Maruti Suzuki is giving its talent management practices a face lift this season in an attempt to counter poaching efforts from rival companies. India has provided a breeding ground for many international players in the automotive industry. Competitors like Volkswagen, Honda, BMW , Audi and Hyundai are offering lucrative salaries to attract high performers away from the country’s largest automobile company.
The auto industry in the country has seen a growth of 30% last year along with a near doubling attrition rate which rose from 10% in 2008 to a whopping 18-20% in 2010.
The company plans to induct young professionals into senior management and also formulate salaries which are linked to performance in addition to increasing its entry level pay.
"We have linked our variable pay to the financial performance of the company with a greater focus on cash variables as the liability is lower," said S.Y Siddiqui, Managing Executive Officer, HR & Administration, Maruti Suzuki. Other incentives include helping employees to buy a house by bargaining with builders for a better cost.

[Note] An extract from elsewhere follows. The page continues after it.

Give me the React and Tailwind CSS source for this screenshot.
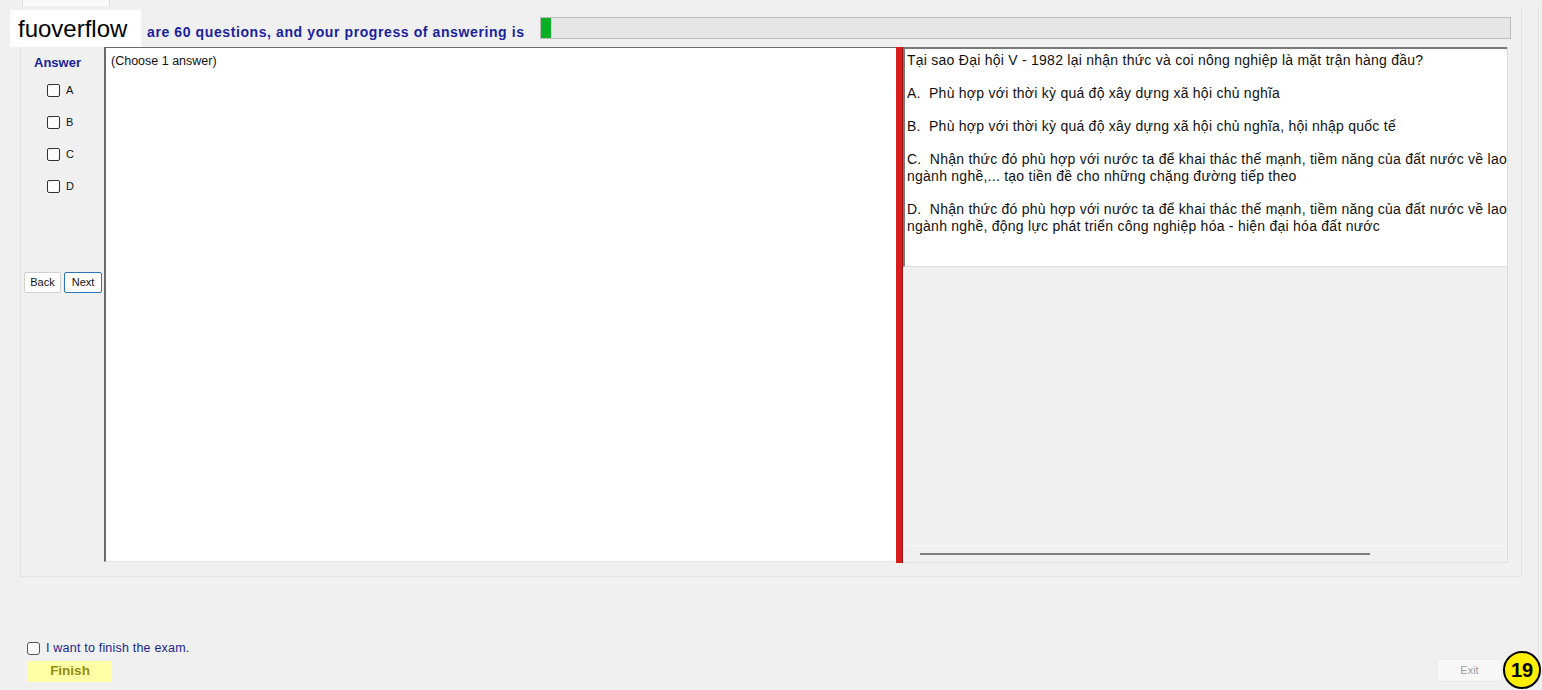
import React from 'react';

const answers = ['A', 'B', 'C', 'D'];

const Box = ({ className = '' }) => (
    <span className={`inline-block w-[13px] h-[13px] rounded-[2px] border border-[#333] bg-white ${className}`}></span>
);

export default function App() {
    return (
        <div className="relative w-[1542px] h-[690px] overflow-hidden bg-[#f0f0f0] font-['Liberation_Sans',Arial,sans-serif]">
            {/* tab strip */}
            <div className="h-[6px] flex">
                <div className="ml-[22px] w-[88px] h-[6px] bg-[#fafafa] border-x border-[#d9d9d9]"></div>
            </div>

            {/* tab page */}
            <div className="mx-[3px] h-[681px] bg-[#f0f0f0] border-r border-[#e2e2e2] flex flex-col">
                {/* group box */}
                <div className="ml-[17px] mr-[16px] mt-[2px] h-[569px] border border-[#e3e3e3] border-t-0 bg-[#f0f0f0] flex flex-col">
                    {/* header */}
                    <div className="h-[39px] flex items-start">
                        <div className="ml-[126px] mt-[16px] text-[14px] tracking-[0.6px] font-bold text-[#1a1f9c] whitespace-nowrap leading-[16px]">
                            are 60 questions, and your progress of answering is
                        </div>
                        <div className="ml-[15px] mt-[9px] w-[971px] h-[22px] bg-[#e6e6e6] border border-[#bcbcbc] flex">
                            <div className="w-[10px] h-full bg-[#06b025]"></div>
                        </div>
                    </div>

                    {/* main row */}
                    <div className="flex h-[516px]">
                        {/* answer column */}
                        <div className="ml-[3px] w-[78px] flex flex-col">
                            <div className="mt-[8px] ml-[10px] text-[13px] font-bold text-[#1a1f9c] leading-[16px]">Answer</div>
                            <div className="flex flex-col gap-[19px] mt-[13px] ml-[23px]">
                                {answers.map((a) => (
                                    <div key={a} className="flex items-center h-[13px]">
                                        <Box />
                                        <span className="ml-[6px] text-[11px] text-[#111] leading-[13px]">{a}</span>
                                    </div>
                                ))}
                            </div>
                            <div className="flex gap-[3px] mt-[79px]">
                                <button className="w-[37px] h-[21px] bg-white border border-[#d0d0d0] rounded-[2px] text-[11px] text-[#111]">Back</button>
                                <button className="w-[38px] h-[21px] bg-white border border-[#2f73b8] rounded-[2px] text-[11px] text-[#111]">Next</button>
                            </div>
                        </div>

                        {/* question textarea */}
                        <div className="ml-[2px] w-[792px] h-[515px] bg-white border-l-2 border-t border-[#6a6a6a] border-b border-b-[#e6e6e6] px-[5px] pt-[6px]">
                            <div className="text-[12.5px] text-[#111] leading-[14px]">(Choose 1 answer)</div>
                        </div>

                        {/* splitter */}
                        <div className="w-[7px] h-[516px] bg-[#d81b1b] border-r border-[#9b1010]"></div>

                        {/* right panel */}
                        <div className="w-[605px] h-[516px] flex flex-col border-r border-[#dcdcdc]">
                            <div className="h-[220px] bg-white border-t-2 border-t-[#7a7a7a] border-l-2 border-l-[#7a7a7a] border-b border-b-[#dedede] overflow-hidden pl-[2px] pt-[3px] text-[14px] tracking-[0.25px] leading-[17px] text-[#111] whitespace-nowrap">
                                <div>Tại sao Đại hội V - 1982 lại nhận thức và coi nông nghiệp là mặt trận hàng đầu?</div>
                                <div className="mt-[16px]">A.&nbsp; Phù hợp với thời kỳ quá độ xây dựng xã hội chủ nghĩa</div>
                                <div className="mt-[16px]">B.&nbsp; Phù hợp với thời kỳ quá độ xây dựng xã hội chủ nghĩa, hội nhập quốc tế</div>
                                <div className="mt-[16px]">C.&nbsp; Nhận thức đó phù hợp với nước ta để khai thác thế mạnh, tiềm năng của đất nước về lao</div>
                                <div>ngành nghề,... tạo tiền đề cho những chặng đường tiếp theo</div>
                                <div className="mt-[16px]">D.&nbsp; Nhận thức đó phù hợp với nước ta để khai thác thế mạnh, tiềm năng của đất nước về lao</div>
                                <div>ngành nghề, động lực phát triển công nghiệp hóa - hiện đại hóa đất nước</div>
                            </div>
                            <div className="flex-1 bg-[#f0f0f0]"></div>
                            <div className="h-[18px] border-t border-[#fafafa] border-b border-b-[#e2e2e2] flex items-center pl-[17px]">
                                <div className="w-[450px] h-[2px] bg-[#808080]"></div>
                            </div>
                        </div>
                    </div>
                </div>

                {/* bottom */}
                <div className="flex-1 flex items-end justify-between pb-[5px]">
                    <div className="ml-[24px] flex flex-col">
                        <div className="flex items-center">
                            <Box className="rounded-[3px] border-[#555]" />
                            <span className="ml-[6px] text-[12.5px] tracking-[0.2px] text-[#1a1f8c] leading-[14px]">I want to finish the exam.</span>
                        </div>
                        <div className="mt-[6px] ml-[1px] w-[84px] h-[21px] bg-[#ffffa6] flex items-center justify-center text-[13.5px] font-bold text-[#8e8e10]">
                            Finish
                        </div>
                    </div>
                    <div className="mr-[36px] w-[65px] h-[23px] bg-[#f7f7f7] border border-[#ececec] flex items-center justify-center text-[11px] text-[#a0a0a0]">
                        Exit
                    </div>
                </div>
            </div>

            {/* watermark */}
            <div className="absolute left-[10px] top-[10px] w-[131px] h-[37px] bg-white flex items-center pl-[8px] text-[24px] text-black leading-none">
                fuoverflow
            </div>

            {/* badge */}
            <div className="absolute left-[1503px] top-[651px] w-[38px] h-[38px] rounded-full bg-[#ffee00] border-2 border-black flex items-center justify-center text-[20px] font-bold text-black leading-none">
                19
            </div>
        </div>
    );
}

Incidentally over the next couple of years, approximately 200 employees who joined the company since it started in 1982 will reach superannuation. This will bring in a demand of fresh talent, which the company is tackling by a structured and well planned induction process. "We have been empowering these young talent and are giving them a higher compensation package," says Siddiqui. The starting salary is at 5.5 lakh, which is higher than 10% of what was offered last year.
The company will increase its engineering strength from the current 700 to over 1,500 by the end of fiscal year 2012. Most of these will be fresh pass outs from the Indian Institutes of Technology and other technical institutes.